You could make butter by simply separating cream in a food processor, or even in a jar shaken vigorously. But I decided to try cultured butter after seeing it on the Playing With Fire and Water blog. There are excellent step-by-step photos of the process on Chef Linda’s blog. Cultured butter is made by introducing a culture, here the live culture in buttermilk, and by ripening the cream. Culturing creates a subtle flavor profile which intensifies the taste of the butter and creates a lovely, creamy mouthfeel. As it has a higher percentage of butterfat and no added water, it ideal for pastry such as laminated doughs. Of course, I think it’s ideal on a piece of toast or a stack of hot pancakes, too. I think I’ll make some tomorrow! Mmmm.
Note: These photographs are unaltered. I used Cedar Summit Farms’ incredible cream, and the resulting butter really is this lovely soft yellow.
Adapted from the Playing With Fire and Water blog
Yield: about one cup of butter and two cups of buttermilk
3 c. heavy cream (not ultrapasteurized) (I love Cedar Summit Farms.)
1 c. buttermilk with live cultures
- Pour the cream and buttermilk into a medium bowl and cover loosely with a draped piece of aluminum foil.
- Let the cream sit at room temperature until thickened, about 12 to 24 hours
- Cover the bowl tightly with cellophane and refrigerate for 8-12 hours.
- Chill the bowl and blade of a food processor in the refrigerator for an hour.
- In the bowl of a food processor, process the cream until the butter separates from the buttermilk. Pay close attention to the process, and stop as soon as you see the buttermilk separate.
- Separate the butter from the buttermilk by pouring it through a fine-mesh strainer placed over a medium bowl.
- Fill a large bowl with ice and water.
- In a medium bowl, place one cup of ice-cold water and the butter. Press the butter to remove as much buttermilk as possible.
- Pour off the milky water and replace it with another cup of ice-cold water.

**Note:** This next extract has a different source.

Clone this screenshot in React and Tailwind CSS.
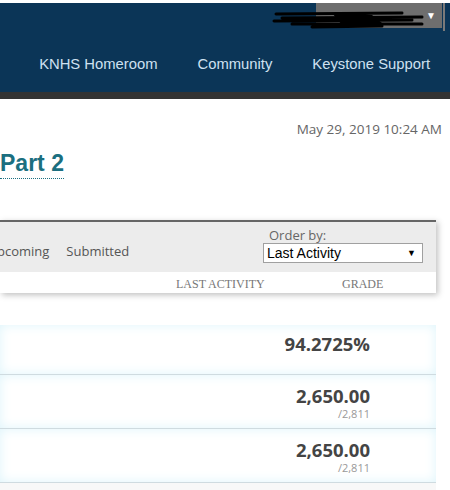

- Continue this process until the butter is creamy and the water is increasingly clear.
- Pour off the last of the water.
- With a wooden spoon or paddle, work the butter in a folding motion until it is smooth and creamy.

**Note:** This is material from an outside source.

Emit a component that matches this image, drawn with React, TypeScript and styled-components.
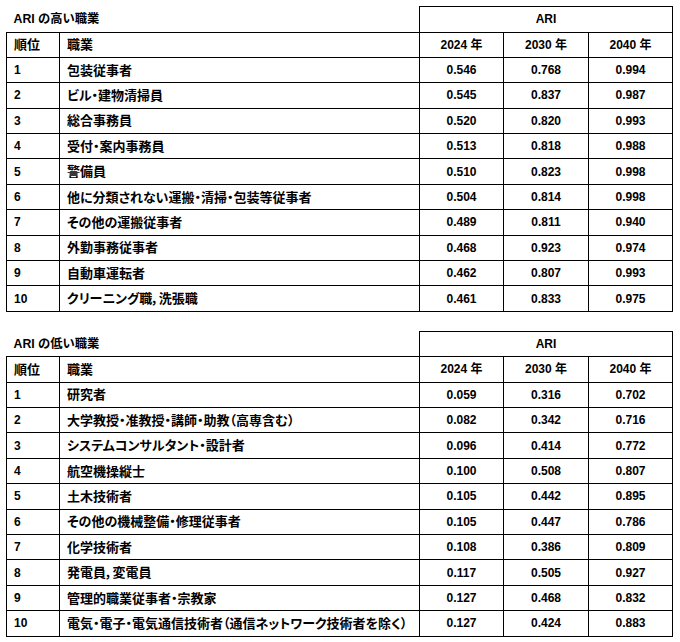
import React from "react";
import styled, { createGlobalStyle } from "styled-components";

const GlobalStyle = createGlobalStyle`
  html, body {
    margin: 0;
    padding: 0;
    background: #fff;
  }
  body {
    font-family: "Liberation Sans", "Noto Sans CJK JP", sans-serif;
    color: #000;
  }
`;

type Row = [number, string, string, string, string];

const highRows: Row[] = [
  [1, "包装従事者", "0.546", "0.768", "0.994"],
  [2, "ビル・建物清掃員", "0.545", "0.837", "0.987"],
  [3, "総合事務員", "0.520", "0.820", "0.993"],
  [4, "受付・案内事務員", "0.513", "0.818", "0.988"],
  [5, "警備員", "0.510", "0.823", "0.998"],
  [6, "他に分類されない運搬・清掃・包装等従事者", "0.504", "0.814", "0.998"],
  [7, "その他の運搬従事者", "0.489", "0.811", "0.940"],
  [8, "外勤事務従事者", "0.468", "0.923", "0.974"],
  [9, "自動車運転者", "0.462", "0.807", "0.993"],
  [10, "クリーニング職，洗張職", "0.461", "0.833", "0.975"],
];

const lowRows: Row[] = [
  [1, "研究者", "0.059", "0.316", "0.702"],
  [2, "大学教授・准教授・講師・助教（高専含む）", "0.082", "0.342", "0.716"],
  [3, "システムコンサルタント・設計者", "0.096", "0.414", "0.772"],
  [4, "航空機操縦士", "0.100", "0.508", "0.807"],
  [5, "土木技術者", "0.105", "0.442", "0.895"],
  [6, "その他の機械整備・修理従事者", "0.105", "0.447", "0.786"],
  [7, "化学技術者", "0.108", "0.386", "0.809"],
  [8, "発電員，変電員", "0.117", "0.505", "0.927"],
  [9, "管理的職業従事者・宗教家", "0.127", "0.468", "0.832"],
  [10, "電気・電子・電気通信技術者（通信ネットワーク技術者を除く）", "0.127", "0.424", "0.883"],
];

const years = ["2024 年", "2030 年", "2040 年"];

const Page = styled.div`
  padding: 6px 0 0 6px;
  display: flex;
  flex-direction: column;
  gap: 19px;
`;

const Table = styled.table`
  border-collapse: collapse;
  table-layout: fixed;
  width: 666px;
  font-size: 12px;
  font-weight: 700;
  font-feature-settings: "palt";
`;

const TitleRow = styled.tr`
  height: 25.5px;
`;

const BodyRow = styled.tr`
  height: 25.4px;
`;

const Cell = styled.td<{ $center?: boolean }>`
  border: 1px solid #000;
  padding: ${(p) => (p.$center ? "0" : "0 0 0 7px")};
  text-align: ${(p) => (p.$center ? "center" : "left")};
  vertical-align: middle;
  white-space: nowrap;
  overflow: hidden;
  line-height: 1;
`;

const TitleCell = styled.td`
  border: none;
  padding: 0 0 0 7px;
  vertical-align: middle;
  white-space: nowrap;
  line-height: 1;
  font-size: 12.3px;
`;

const JobText = styled.span`
  font-size: 13px;
`;

const RankingTable = ({ title, rows }: { title: string; rows: Row[] }) => (
  <Table>
    <colgroup>
      <col style={{ width: 53 }} />
      <col style={{ width: 360 }} />
      <col style={{ width: 84 }} />
      <col style={{ width: 85 }} />
      <col style={{ width: 84 }} />
    </colgroup>
    <thead>
      <TitleRow>
        <TitleCell colSpan={2}>{title}</TitleCell>
        <Cell as="th" colSpan={3} $center>
          ARI
        </Cell>
      </TitleRow>
      <BodyRow>
        <Cell as="th">
          <JobText>順位</JobText>
        </Cell>
        <Cell as="th">
          <JobText>職業</JobText>
        </Cell>
        {years.map((y) => (
          <Cell as="th" key={y} $center>
            {y}
          </Cell>
        ))}
      </BodyRow>
    </thead>
    <tbody>
      {rows.map(([rank, job, a, b, c]) => (
        <BodyRow key={rank}>
          <Cell>{rank}</Cell>
          <Cell>
            <JobText>{job}</JobText>
          </Cell>
          <Cell $center>{a}</Cell>
          <Cell $center>{b}</Cell>
          <Cell $center>{c}</Cell>
        </BodyRow>
      ))}
    </tbody>
  </Table>
);

export default function App() {
  return (
    <>
      <GlobalStyle />
      <Page>
        <RankingTable title="ARI の高い職業" rows={highRows} />
        <RankingTable title="ARI の低い職業" rows={lowRows} />
      </Page>
    </>
  );
}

- Place the butter on several layers of cheesecloth or an immaculately clean and tightly woven kitchen towel. Press the butter once or twice.
Your butter is ready to be used or molded. It will keep in the refrigerator for about five days.
Butter Mold Tips
- To mold the butter in a hand-carved wooden mold, place the mold into the freezer for 30 minutes.

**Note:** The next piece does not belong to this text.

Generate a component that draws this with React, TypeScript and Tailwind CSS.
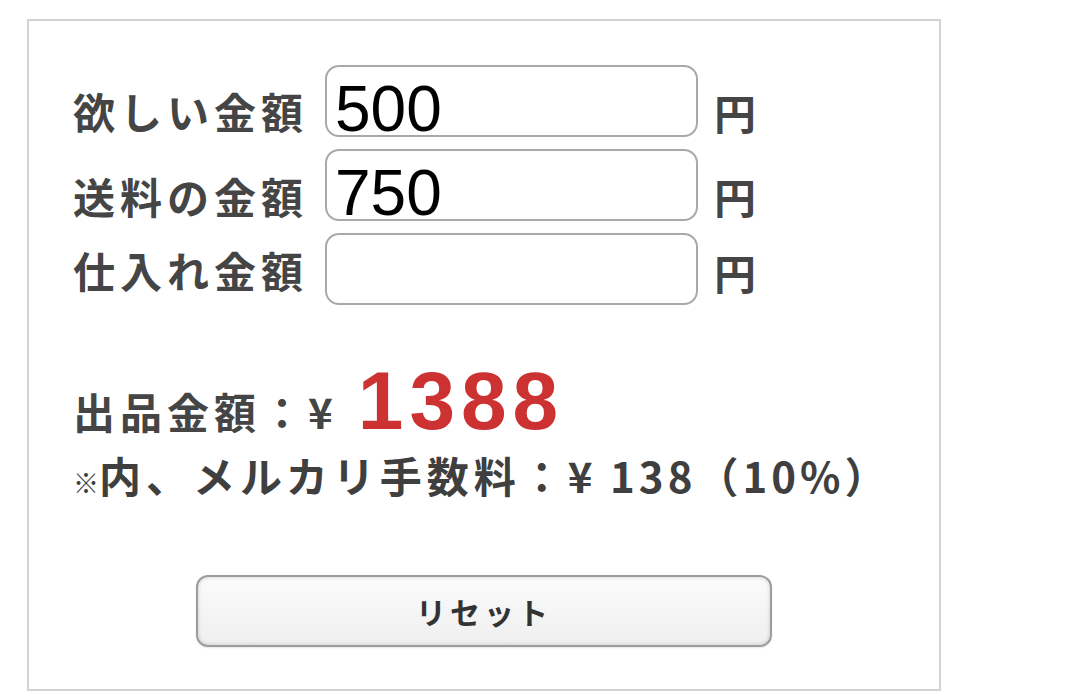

- Line a shallow container or a very small bowl with cellophane. I used a glass dessert cup.
- Press the butter into the container and press the mold into the butter.
- Refrigerate or freeze the butter and mold for about 30 minutes.
- Using the point of a sharp knife, pry the mold from the butter.
- Remove the butter from the container and pull away the cellophane. You may smooth any rough edges with a knife warmed under hot water.